▶ _Work instructions_
Check each line of the data for "styles" and select those that have it.
## Start
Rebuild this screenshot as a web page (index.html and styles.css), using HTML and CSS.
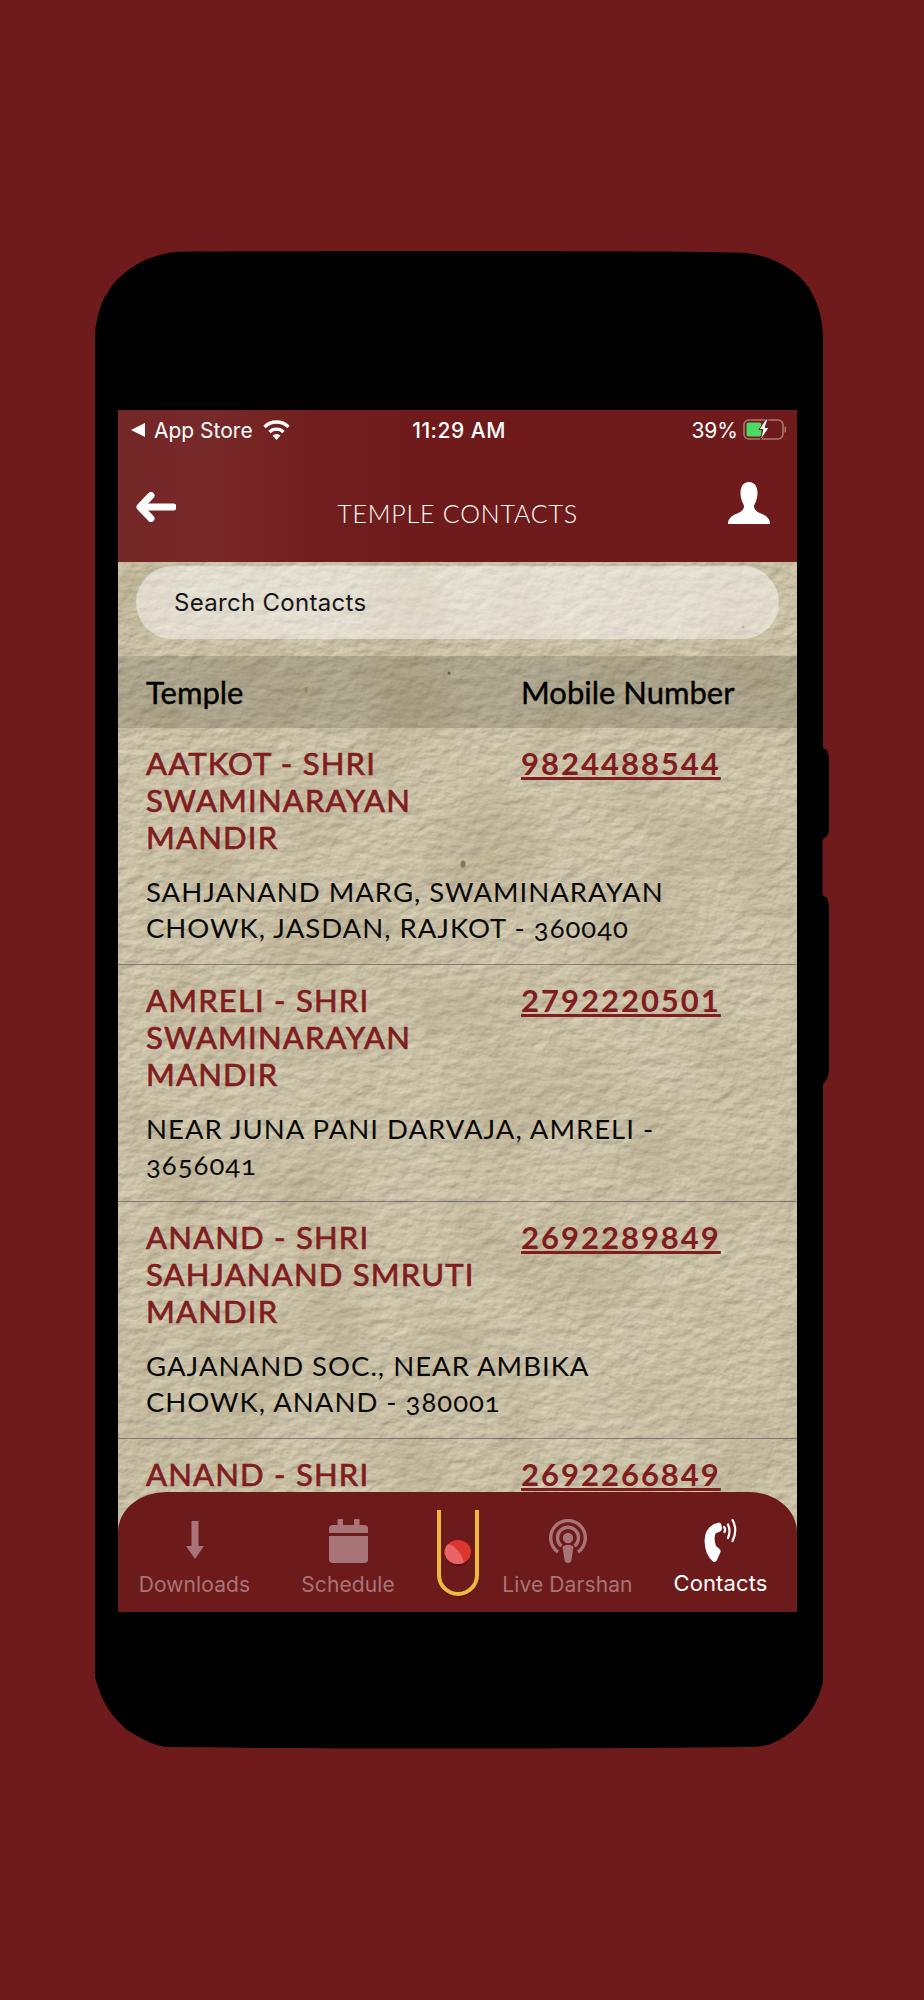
FILE: index.html
```html
<!DOCTYPE html>
<html lang="en">
  <head>
    <meta charset="UTF-8" />
    <meta name="viewport" content="width=device-width, initial-scale=1.0" />
    <title>Temple Contacts</title>
    <link rel="stylesheet" href="styles.css">
  </head>
  <body>
    <div class="phone">
      <div class="screen">
        <div class="topbar">
          <div class="status">
            <div class="status-left">
              <svg class="back-tri" width="15" height="14" viewBox="0 0 15 14"><path d="M14 0V14L0 7Z" fill="#fff"/></svg>
              <span>App Store</span>
              <svg class="wifi" width="27" height="20" viewBox="0 0 27 20" fill="none" stroke="#fff" stroke-width="3.4"><path d="M1.5 7A17 17 0 0 1 25.5 7"/><path d="M6.5 12A10 10 0 0 1 20.5 12"/><path d="M13.5 20L9.5 15.5A6 6 0 0 1 17.5 15.5Z" fill="#fff" stroke="none"/></svg>
            </div>
            <div class="status-time">11:29 AM</div>
            <div class="status-right">
              <span>39%</span>
              <svg width="44" height="25" viewBox="0 0 44 25">
                <rect x="1" y="2" width="39" height="19" rx="5" fill="none" stroke="#fff" stroke-opacity=".4" stroke-width="1.6"/>
                <rect x="3.5" y="4.5" width="15" height="14" rx="2" fill="#4cd964"/>
                <rect x="41.5" y="8.5" width="1.6" height="6" rx="1" fill="#fff" fill-opacity=".4"/>
                <path d="M23 1L16 11.500H20L17 23L26 9.500H22L25 1Z" fill="#fff" stroke="#701b1b" stroke-width="1"/>
              </svg>
            </div>
          </div>
          <div class="nav">
            <svg class="nav-back" width="40" height="30" viewBox="0 0 40 30" fill="none" stroke="#fff" stroke-width="7" stroke-linecap="round" stroke-linejoin="round"><path d="M37 15H6"/><path d="M15 3.500L4 15L15 26.500"/></svg>
            <div class="nav-title">TEMPLE CONTACTS</div>
            <svg class="nav-user" width="42" height="42" viewBox="0 0 42 42"><path d="M21 0C15 0 12.500 5 12.500 11C12.500 17 15 21 16 24C16 28 13 30 8 32C3 34 0 37 0 42H42C42 37 39 34 34 32C29 30 26 28 26 24C27 21 29.500 17 29.500 11C29.500 5 27 0 21 0Z" fill="#fff"/></svg>
          </div>
        </div>

        <div class="content">
          <svg class="paper" width="680" height="1060">
            <filter id="grain" x="0" y="0" width="100%" height="100%" color-interpolation-filters="sRGB">
              <feTurbulence type="fractalNoise" baseFrequency=".07 .1" numOctaves="4" seed="11" result="n"/>
              <feDiffuseLighting in="n" lighting-color="#c8bfa6" surfaceScale=".9" diffuseConstant="1.16" result="lit">
                <feDistantLight azimuth="60" elevation="60"/>
              </feDiffuseLighting>
              <feTurbulence type="fractalNoise" baseFrequency=".012" numOctaves="2" seed="4"/>
              <feColorMatrix type="matrix" values="0 0 0 0 .6  0 0 0 0 .52  0 0 0 0 .36  .5 0 0 0 -.2" result="blot"/>
              <feMerge>
                <feMergeNode in="lit"/>
                <feMergeNode in="blot"/>
              </feMerge>
            </filter>
            <rect width="680" height="1060" filter="url(#grain)"/>
            <ellipse cx="331" cy="111" rx="1.500" ry="1.500" fill="#6d5a45"/>
            <ellipse cx="345" cy="302" rx="2.500" ry="3.500" fill="#8a7750"/>
            <ellipse cx="625" cy="65" rx="1.500" ry="1.500" fill="#7e7058"/>
            <ellipse cx="188" cy="128" rx="1.500" ry="3" fill="#a89a70"/>
          </svg>

          <div class="search">Search Contacts</div>

          <div class="table-head">
            <div>Temple</div>
            <div>Mobile Number</div>
          </div>

          <div class="row">
            <div class="row-top">
              <div class="row-name">AATKOT - SHRI SWAMINARAYAN MANDIR</div>
              <a class="row-tel">9824488544</a>
            </div>
            <div class="row-addr">SAHJANAND MARG, SWAMINARAYAN CHOWK, JASDAN, RAJKOT - 360040</div>
          </div>
          <div class="row">
            <div class="row-top">
              <div class="row-name">AMRELI - SHRI SWAMINARAYAN MANDIR</div>
              <a class="row-tel">2792220501</a>
            </div>
            <div class="row-addr">NEAR JUNA PANI DARVAJA, AMRELI - 3656041</div>
          </div>
          <div class="row">
            <div class="row-top">
              <div class="row-name">ANAND - SHRI SAHJANAND SMRUTI MANDIR</div>
              <a class="row-tel">2692289849</a>
            </div>
            <div class="row-addr">GAJANAND SOC., NEAR AMBIKA CHOWK, ANAND - 380001</div>
          </div>
          <div class="row">
            <div class="row-top">
              <div class="row-name">ANAND - SHRI</div>
              <a class="row-tel">2692266849</a>
            </div>
          </div>
        </div>

        <div class="tabbar">
          <div class="tab">
            <div class="tab-icon">
              <svg width="30" height="40" viewBox="0 0 30 40"><path d="M11.500 0H18.500V25H24L15 38L6 25H11.500Z" fill="#a97478"/></svg>
            </div>
            <div class="tab-label">Downloads</div>
          </div>
          <div class="tab">
            <div class="tab-icon">
              <svg width="39" height="44" viewBox="0 0 39 44" fill="#a97478">
                <rect x="8.500" width="5.500" height="8" rx="1"/>
                <rect x="25" width="5.500" height="8" rx="1"/>
                <path d="M4 6H35A4 4 0 0 1 39 10V14H0V10A4 4 0 0 1 4 6Z"/>
                <path d="M0 17H39V40A4 4 0 0 1 35 44H4A4 4 0 0 1 0 40Z"/>
              </svg>
            </div>
            <div class="tab-label">Schedule</div>
          </div>
          <div class="tab-logo">
            <svg width="46" height="92" viewBox="0 0 46 92">
              <path d="M4 0V65A19 19 0 0 0 42 65V0" fill="none" stroke="#4a1010" stroke-opacity=".5" stroke-width="4" transform="translate(0 1.500)"/>
              <path d="M4 0V65A19 19 0 0 0 42 65V0" fill="none" stroke="#efb93c" stroke-width="4"/>
              <ellipse cx="23" cy="44" rx="13" ry="12" fill="#4a1010" fill-opacity=".5"/>
              <ellipse cx="23" cy="42" rx="13" ry="12" fill="#dc372f"/>
              <path d="M13 34A13 12 0 0 0 23 54C27 54 29 52.500 29 52.500C27 44 21 36 13 34Z" fill="#e96464"/>
            </svg>
          </div>
          <div class="tab">
            <div class="tab-icon">
              <svg width="38" height="44" viewBox="0 0 38 44" fill="none" stroke="#a97478" stroke-width="3.400">
                <path d="M9 33A17.300 17.300 0 1 1 29 33"/>
                <path d="M12.500 27A10.500 10.500 0 1 1 25.500 27"/>
                <circle cx="19" cy="19" r="5.200" fill="#a97478" stroke="none"/>
                <path d="M13.500 27.500Q19 24 24.500 27.500L22.500 41Q22 44 19 44Q16 44 15.500 41Z" fill="#a97478" stroke="none"/>
              </svg>
            </div>
            <div class="tab-label">Live Darshan</div>
          </div>
          <div class="tab tab-on">
            <div class="tab-icon">
              <svg width="34" height="44" viewBox="0 0 34 44">
                <path d="M10 5L15 3.500Q17 3.500 17.500 6L18 10Q18 12 15 13L11.500 14.500Q9.500 20 12 27L15.500 30Q17 31 16.500 33L13 41Q11.500 44 9 42.500Q1 36 .5 22Q.5 10 10 5Z" fill="#fff"/>
                <g fill="none" stroke="#fff" stroke-width="2.200" stroke-linecap="round">
                  <path d="M20 8Q22 10 20.500 13"/>
                  <path d="M24 5.500Q27 12 24 19"/>
                  <path d="M28.500 1Q34 11 28.500 22"/>
                </g>
              </svg>
            </div>
            <div class="tab-label">Contacts</div>
          </div>
        </div>
      </div>
    </div>
  </body>
</html>
```

FILE: styles.css
```css
* {
  margin: 0;
  padding: 0;
  box-sizing: border-box;
}
body {
  height: 2000px;
  padding: 250px 0 0 95px;
  background: #701b1b;
  font-family: "Lato", "Liberation Sans", sans-serif;
  overflow: hidden;
}
/* body outline with the side buttons */
.phone {
  width: 734px;
  height: 1499px;
  padding: 160px 32px 137px 23px;
  background: #000;
  clip-path: path("M80 2C85 1 600 0 650 3C672 5 690 14 705 27C718 40 727 60 728 85L728 498L732 500Q734 505 734 510L734 578Q734 586 729 588L727.500 590L727.500 645L732 648Q734 652 734 660L734 820Q733 830 728 834L728 1432C722 1458 705 1480 680 1492C670 1497 660 1497 650 1497C500 1499 200 1499 75 1497C60 1497 50 1490 35 1482C28 1477 25 1473 20 1468C10 1456 5 1445 0 1427L0 85C1 70 6 50 12.500 43C18 32 30 20 50 10C60 6 70 3 80 2Z");
}
.screen {
  position: relative;
  height: 1202px;
  display: flex;
  flex-direction: column;
  overflow: hidden;
  background: #c0b79b;
}

/* top bar */
.topbar {
  flex: none;
  height: 152px;
  color: #fff;
  background: linear-gradient(90deg, #742727 0, #782929 14%, #721e1e 28%, #701b1b 45%);
}
.status {
  display: grid;
  grid-template-columns: 1fr auto 1fr;
  align-items: center;
  height: 40px;
  padding: 0 10px 0 13px;
  font-family: "Inter", sans-serif;
  font-size: 21px;
}
.status-left {
  display: flex;
  align-items: center;
}
.back-tri {
  margin-right: 8px;
}
.wifi {
  margin-left: 10px;
}
.status-time {
  font-weight: 500;
  letter-spacing: 0.5px;
}
.status-right {
  display: flex;
  align-items: center;
  justify-content: flex-end;
  gap: 5px;
}
.nav {
  display: grid;
  grid-template-columns: 1fr auto 1fr;
  align-items: center;
  height: 112px;
  padding: 0 18px;
}
.nav-back {
  margin-top: 2px;
}
.nav-user {
  justify-self: end;
  margin: -6px 9px 0 0;
}
.nav-title {
  font-size: 25px;
  font-weight: 300;
  letter-spacing: 0.8px;
  margin-top: 14px;
}

/* list */
.content {
  position: relative;
  flex: 1;
  overflow: hidden;
}
.paper {
  position: absolute;
  top: 0;
  left: 0;
}
.search {
  position: relative;
  height: 73px;
  margin: 4px 18px 17px 18px;
  padding-left: 38px;
  line-height: 73px;
  font-family: "Inter", sans-serif;
  font-size: 24px;
  letter-spacing: 0.3px;
  color: #151515;
  background: rgba(255, 255, 255, 0.47);
  border-radius: 37px;
}
.table-head {
  position: relative;
  display: grid;
  grid-template-columns: 375px 1fr;
  align-items: center;
  height: 72px;
  padding-left: 28px;
  font-size: 31px;
  -webkit-text-stroke: 0.4px #000;
  color: #000;
  background: rgba(85, 78, 58, 0.24);
}
.row {
  position: relative;
  padding: 17px 0 18px 28px;
  border-bottom: 1px solid rgba(70, 70, 70, 0.55);
}
.row:last-child {
  border-bottom: 0;
}
.row-top {
  display: grid;
  grid-template-columns: 375px 1fr;
}
.row-name {
  padding-right: 25px;
  font-size: 31px;
  letter-spacing: 1.200px;
  line-height: 37px;
  -webkit-text-stroke: 0.7px #7f1d1f;
  color: #7f1d1f;
}
.row-tel {
  font-size: 31px;
  font-weight: 700;
  letter-spacing: 2px;
  line-height: 37px;
  color: #7f1d1f;
  text-decoration: underline;
}
.row-addr {
  width: 540px;
  margin-top: 18px;
  font-size: 27.500px;
  letter-spacing: 1px;
  line-height: 36px;
  color: #0a0a0a;
  font-variant-numeric: oldstyle-nums;
}

/* bottom tabs */
.tabbar {
  position: absolute;
  left: 0;
  right: 0;
  bottom: 0;
  display: grid;
  grid-template-columns: 153px 154px 66px 153px 153px;
  height: 120px;
  padding-top: 26px;
  background: #6c1a1a;
  border-radius: 48px 48px 0 0 / 40px 40px 0 0;
}
.tab {
  display: flex;
  flex-direction: column;
  align-items: center;
  font-family: "Inter", sans-serif;
  font-size: 21px;
  letter-spacing: 0.1px;
  color: #a97478;
}
.tab-icon {
  display: flex;
  align-items: center;
  justify-content: center;
  height: 46px;
}
.tab-label {
  margin-top: 9px;
  line-height: 24px;
  white-space: nowrap;
}
.tab-on {
  font-size: 22px;
  color: #fff;
}
.tab-on .tab-label {
  margin-top: 7px;
}
.tab-logo {
  display: flex;
  justify-content: center;
  margin-top: -8px;
}
```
## End
▶ _Exercise response_
Rebuild this screenshot as a web page (index.html and styles.css), using HTML and CSS.
    <link rel="stylesheet" href="styles.css">
FILE: styles.css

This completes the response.